Pumped-hydro schemes can offer energy storage at scale. If the 2GW Borumba pumped-hydro project was built by 2029 and largely dedicated to the smelter, it could, in principle, fill the gap left by Gladstone.
But this is unlikely. The government is reviewing Borumba . If the project proceeds, it will be needed to support Queensland's broader energy transition and to recover its substantial capital cost. Large smelters tend to buy power with direct contracts substantially below the average market price. Construction is likely to extend out at least to 2033.
Coal power stations don't just produce power. Their large spinning turbines and rotors create synchronous inertia - a key way the grid is kept stable. Retiring Gladstone would also mean removing a large source of synchronous inertia. If this is done too fast, planned replacements such as synchronous condensers wouldn't be in place. This would risk grid stability.
We face a paradox of transition. Coal generation has to wind down to avert the worst of climate change. But it has to be done carefully so the lights stay on and industries can run without interruption. Storage and grid-stabilising measures will be essential.
What should be done? To ensure reliability for the Boyne smelter, authorities must complement renewables with a range of energy storage options.
A thermal solution?
A realistic option is to phase down Gladstone Power Station rather than switching it off at a set date.

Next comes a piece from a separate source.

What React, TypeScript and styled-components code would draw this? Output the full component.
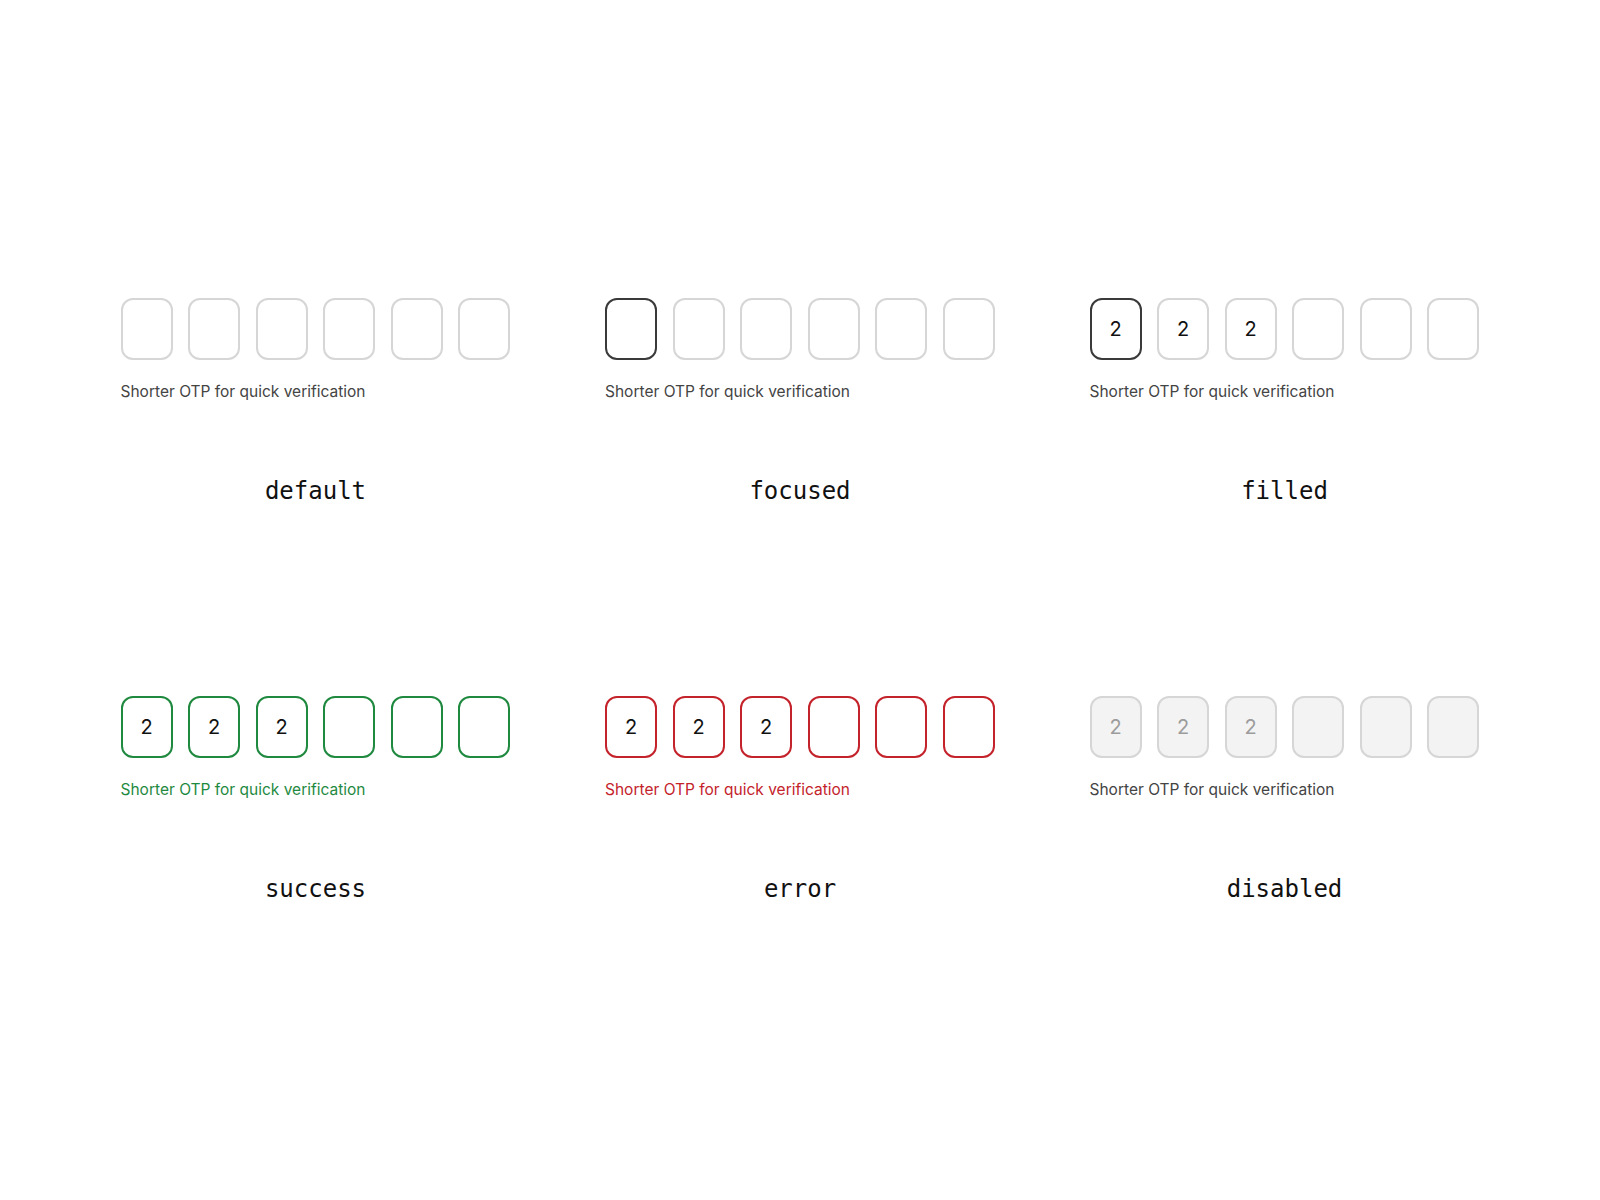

To do this, one option is to supplement coal-fired generation with thermal energy storage.
This type of storage relies on storing heat in molten salts or other materials. The heat can be turned into electricity later. The technology is well established - the world's largest thermal battery , Dubai's Noor Energy 1, stores almost 6 gigawatt-hours of energy.

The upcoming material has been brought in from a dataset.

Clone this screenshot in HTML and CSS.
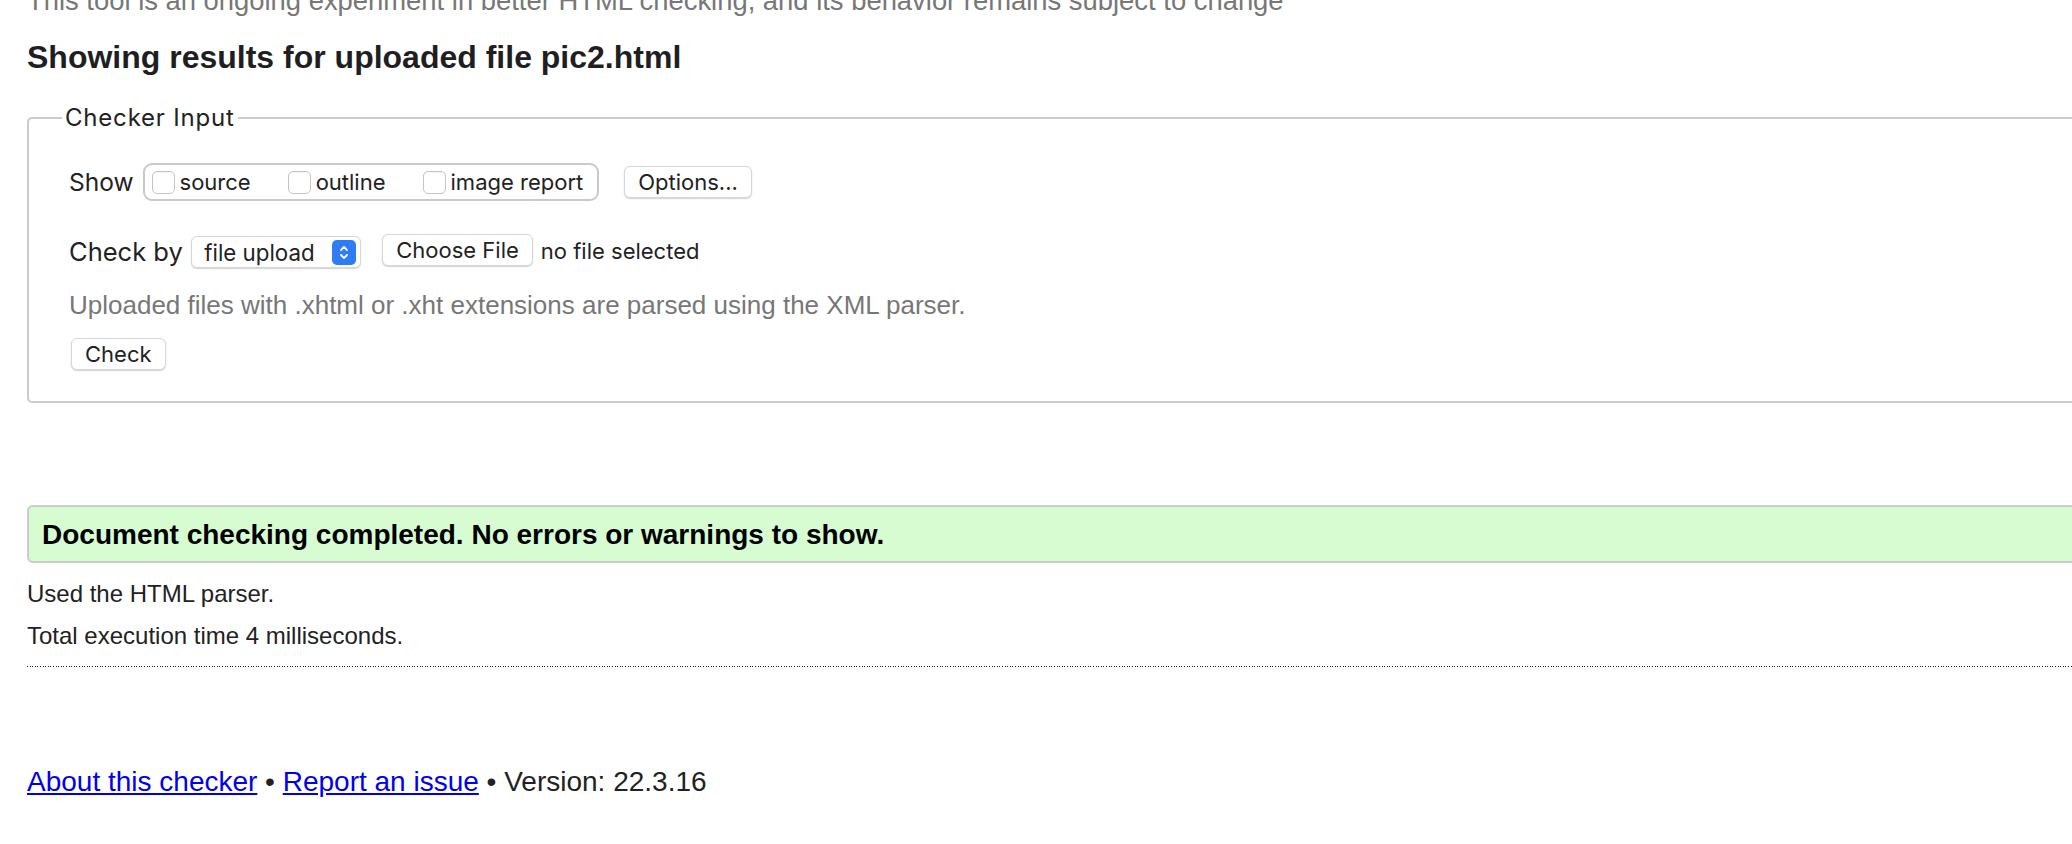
FILE: index.html
```html
<!DOCTYPE html>
<html lang="en">
<head>
<meta charset="utf-8">
<title>Showing results for uploaded file pic2.html</title>
<link rel="stylesheet" href="styles.css">
</head>
<body>
<div class="page">
  <p class="intro">This tool is an ongoing experiment in better HTML checking, and its behavior remains subject to change</p>
  <h2 class="results-title">Showing results for uploaded file pic2.html</h2>
  <fieldset class="checker">
    <legend class="checker-legend">Checker Input</legend>
    <div class="checker-body">
      <div class="row row-show">
        <span class="row-label">Show</span>
        <div class="show-group">
          <label class="opt"><span class="box"></span><span class="opt-text">source</span></label>
          <label class="opt"><span class="box"></span><span class="opt-text">outline</span></label>
          <label class="opt"><span class="box"></span><span class="opt-text">image report</span></label>
        </div>
        <button class="btn btn-options" type="button">Options...</button>
      </div>
      <div class="row row-check">
        <span class="row-label">Check by</span>
        <span class="select">
          <span class="select-text">file upload</span>
          <span class="stepper">
            <svg width="24" height="25" viewBox="0 0 24 25" aria-hidden="true">
              <rect x="0" y="0" width="24" height="25" rx="5" fill="#2f7cf6"/>
              <path d="M9 10 L12 7 L15 10" fill="none" stroke="#fff" stroke-width="1.8" stroke-linecap="round" stroke-linejoin="round"/>
              <path d="M9 15 L12 18 L15 15" fill="none" stroke="#fff" stroke-width="1.8" stroke-linecap="round" stroke-linejoin="round"/>
            </svg>
          </span>
        </span>
        <button class="btn btn-file" type="button">Choose File</button>
        <span class="file-status">no file selected</span>
      </div>
      <p class="note">Uploaded files with .xhtml or .xht extensions are parsed using the XML parser.</p>
      <button class="btn btn-check" type="button">Check</button>
    </div>
  </fieldset>
  <div class="success">
    <p class="success-text">Document checking completed. No errors or warnings to show.</p>
  </div>
  <p class="info info-first">Used the HTML parser.</p>
  <p class="info info-second">Total execution time 4 milliseconds.</p>
  <div class="divider"></div>
  <p class="footer"><a class="footer-link" href="#">About this checker</a> • <a class="footer-link" href="#">Report an issue</a> • Version: 22.3.16</p>
</div>
</body>
</html>
```

FILE: styles.css
```css
html {
  overflow: hidden;
  background: #fff;
}

body {
  margin: 0;
  font-family: "Liberation Sans", Arial, Helvetica, sans-serif;
  color: #222;
}

.page {
  width: 2120px;
  padding-left: 27px;
}

.intro {
  margin: -14px 0 0 0;
  font-size: 27.4px;
  line-height: 30px;
  color: #777;
  white-space: nowrap;
}

.results-title {
  margin: 23px 0 0 0;
  font-size: 32px;
  line-height: 36px;
  font-weight: bold;
  color: #1f1f23;
}

.checker {
  margin: 30px 0 0 0;
  padding: 0;
  border: 2px solid #cbcbcb;
  border-radius: 5px;
  min-width: 0;
}

.checker-legend {
  margin-left: 33px;
  padding: 0 3px;
  font-family: Inter, "Noto Sans", sans-serif;
  font-size: 24px;
  letter-spacing: 0.8px;
  line-height: 26px;
  color: #222;
}

.checker-body {
  padding: 32px 0 31px 40px;
  font-family: Inter, "Noto Sans", sans-serif;
  color: #222;
}

.row {
  display: flex;
  align-items: center;
}

.row-label {
  font-size: 24.5px;
}

.row-show {
  height: 38px;
}

.row-show .row-label {
  margin-right: 9px;
}

.show-group {
  display: flex;
  align-items: center;
  height: 38px;
  box-sizing: border-box;
  border: 2px solid #c9c9c9;
  border-radius: 9px;
  padding: 0 14px 0 7px;
  gap: 37px;
}

.opt {
  display: flex;
  align-items: center;
  gap: 5px;
  font-size: 22px;
}

.box {
  width: 23px;
  height: 23px;
  box-sizing: border-box;
  border: 1px solid #c4c4c4;
  border-radius: 5px;
  background: #fff;
  box-shadow: inset 0 1px 1px rgba(0, 0, 0, 0.04);
}

.btn {
  appearance: none;
  margin: 0;
  height: 32px;
  box-sizing: border-box;
  border: 1px solid #d6d6d6;
  border-radius: 6px;
  background: #fff;
  box-shadow: 0 1px 1.5px rgba(0, 0, 0, 0.18);
  font-family: Inter, "Noto Sans", sans-serif;
  font-size: 22px;
  color: #222;
  padding: 0 13px;
  line-height: 30px;
}

.btn-options {
  margin-left: 25px;
}

.row-check {
  margin-top: 33px;
  height: 34px;
}

.row-check .row-label {
  font-size: 25.5px;
  margin-right: 8.5px;
}

.select {
  display: flex;
  align-items: center;
  justify-content: space-between;
  width: 170px;
  height: 32px;
  box-sizing: border-box;
  border: 1px solid #d6d6d6;
  border-radius: 6px;
  background: #fff;
  box-shadow: 0 1px 1.5px rgba(0, 0, 0, 0.18);
  padding: 0 4px 0 12px;
  font-size: 22.3px;
  margin-top: 2px;
}

.stepper {
  display: flex;
  width: 24px;
  height: 25px;
}

.btn-file {
  margin-left: 21px;
  margin-top: -2px;
}

.file-status {
  margin-left: 8px;
  font-size: 22px;
}

.note {
  margin: 22px 0 0 0;
  font-family: "Liberation Sans", Arial, Helvetica, sans-serif;
  font-size: 26px;
  line-height: 30px;
  color: #777;
}

.btn-check {
  display: block;
  margin-top: 18px;
  margin-left: 2px;
}

.success {
  margin-top: 102px;
  border: 2px solid #cbcbcb;
  border-radius: 6px;
  background: #d7fcd2;
  padding: 12px 12px 10px 13px;
}

.success-text {
  margin: 0;
  font-size: 28px;
  line-height: 32px;
  font-weight: bold;
  color: #000;
}

.info {
  margin: 0;
  font-size: 24px;
  line-height: 28px;
  color: #222;
}

.info-first {
  margin-top: 17px;
}

.info-second {
  margin-top: 14px;
}

.divider {
  margin-top: 16px;
  height: 1px;
  background-image: repeating-linear-gradient(to right, #222 0 1px, transparent 1px 2.6px);
}

.footer {
  margin: 99px 0 0 0;
  font-size: 28px;
  line-height: 32px;
  color: #222;
}

.footer-link {
  color: #0000ee;
  text-decoration: underline;
}
```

Coal stations don't work well alongside the variability of renewables, as it takes time for coal plants to start up and shut down. This is where thermal storage could help.
When renewable output was high, the coal plant would continue operating. But instead of directing steam to spin turbines to produce electricity, it would burn coal to heat molten salts. The heat could then be converted to electricity when power prices are high and solar stops producing, such as during evening peaks and overnight.

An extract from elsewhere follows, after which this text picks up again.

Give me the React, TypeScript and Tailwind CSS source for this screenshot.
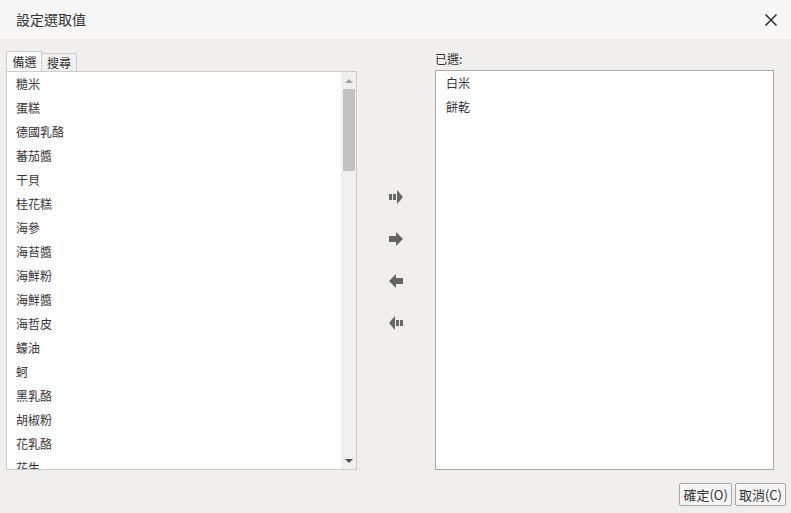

This would decouple the coal station from fluctuating grid demand. It would also reduce coal use and pollution while improving the economics of the coal plant.
During periods of excess renewable production, Gladstone could become a heat battery. It could store excess power in molten salts at low or even negative cost and sell it back to the grid when prices rise.
Other measures could be added, such as installing solar-thermal arrays to heat up the molten salts, meaning still less need for coal. Over time, Gladstone's role could evolve to spend more time as an energy store and less as a coal-fired generator.
Eventually, the generation units could stop burning coal routinely but keep their capacity to use coal during an emergency.
A true transition isn't off or on
There's an appeal to simply switching off a large coal plant and ending a big source of emissions. But for large stations tied to smelters, it's not that easy.
Adding new features to an ageing coal station may seem like a kludge . But transitions are messy. It would make sense to use this asset cleverly, keeping the useful elements and phasing out the part we don't want: burning coal.
Storing energy as heat isn't as efficient as storing power in batteries. But efficiency isn't the only thing that matters. The system also needs to work during the transition.
Thermal storage plants have lifespans of more than 30 years, even when used daily. Workers could use their skills at the new facilities. If there was an energy emergency or lengthy dip in renewable production, the old coal warhorse could be fired up as a backup generator.
Adding thermal storage to Gladstone could help the entire state grid make the shift from coal and gas to renewables and storage.
A.Y. Klimenko receives funding from Australian Research Council and Queensland State Government to study energy storage options (e.g. hydrogen, CAES) for energy transition in Australia. The specific storage scheme proposed in the present article is novel and has not been funded from any source, industry or government.